Tuesday, July 15, 2014: 11:20 AM
Room: Booth 41
Oral Presentation
Janice FINE , Labor Studies and Employment Relations, Rutgers University, New Brunswick, NJ
Migrants crossing borders in search of better economic opportunities are often able to utilize their social networks to gain employment but they face the depravities of the labour market alone unless unions and other non-governmental organizations become involved in supporting voice, not only in the workplace but in the polity as well.  An institutionalized labour movement can provide protection, support and the possibility of ongoing representation for migrant workers.

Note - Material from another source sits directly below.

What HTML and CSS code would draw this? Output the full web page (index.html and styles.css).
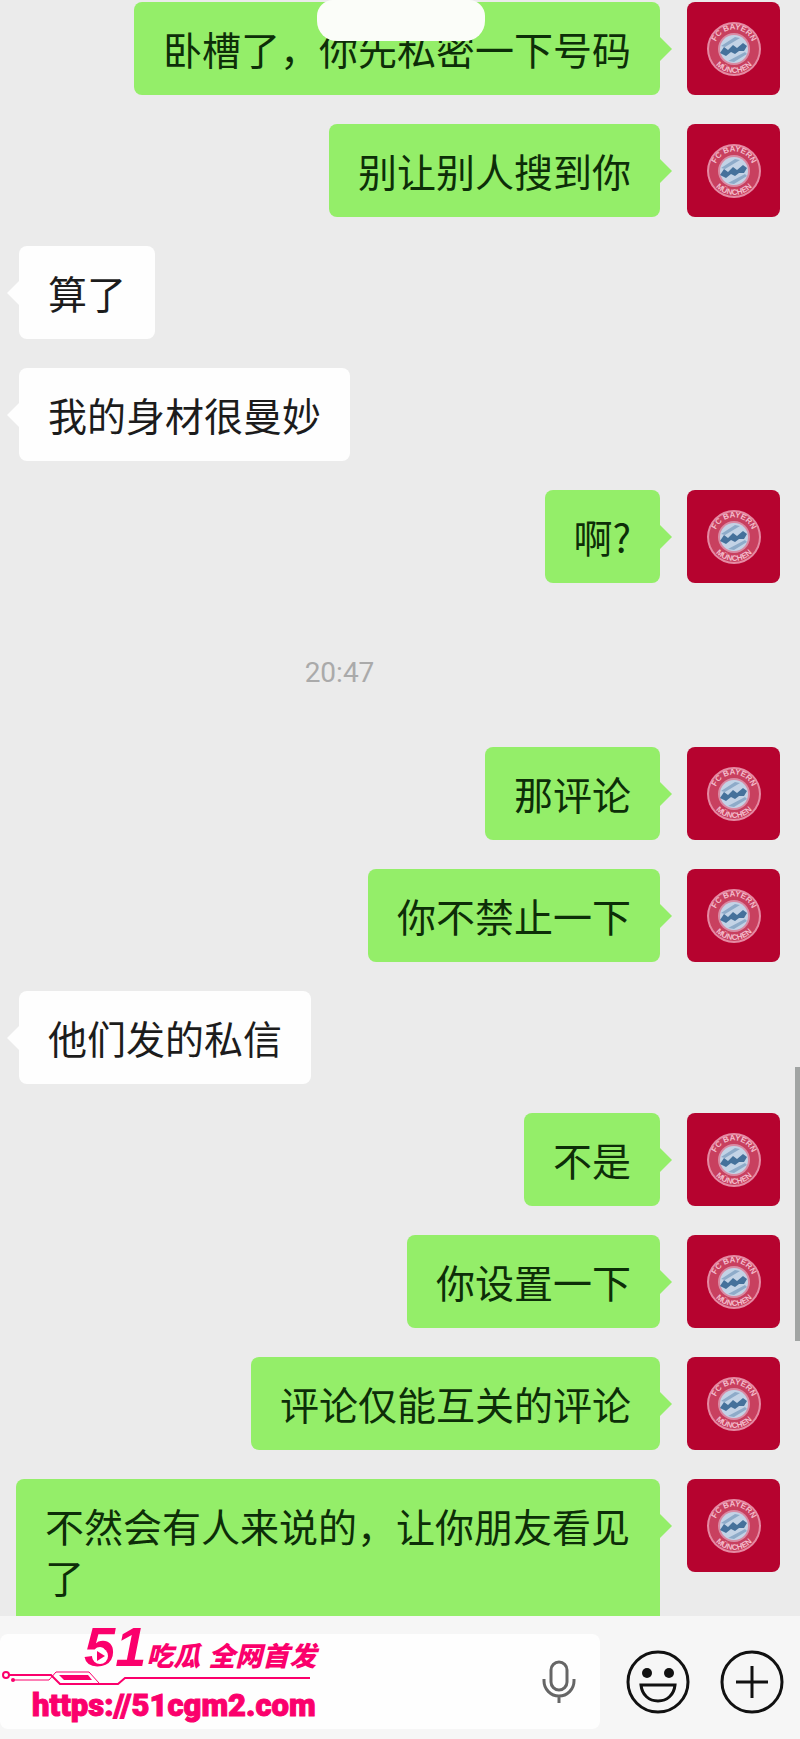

Indeed, migrant workers are taking advantage of increased opportunities to partner with unions, but this is happening at a time of great peril for the labour movement.  Historically, unions have engaged in vigorous debates regarding labour migration; even when they have adopted “pro-migration” policy positions, approaches to organising and representation have varied depending upon the individual culture, structure and ideology of specific national and local unions.  Of course unions do not act to influence policy or organise migrant workers in a vacuum, rather they do so within specific state contexts.  This paper will focus on some of the key debates concerning migrant issues that unions have engaged, as well as the strategies and specific types of organising efforts that have been launched in recent times and the underlying impetus for these efforts including the role played by national union federations, national unions, global union federations and NGO's.  It will draw upon research conducted on US, UK, Jordan, Dominican Republic, Sri Lanka and South African cases.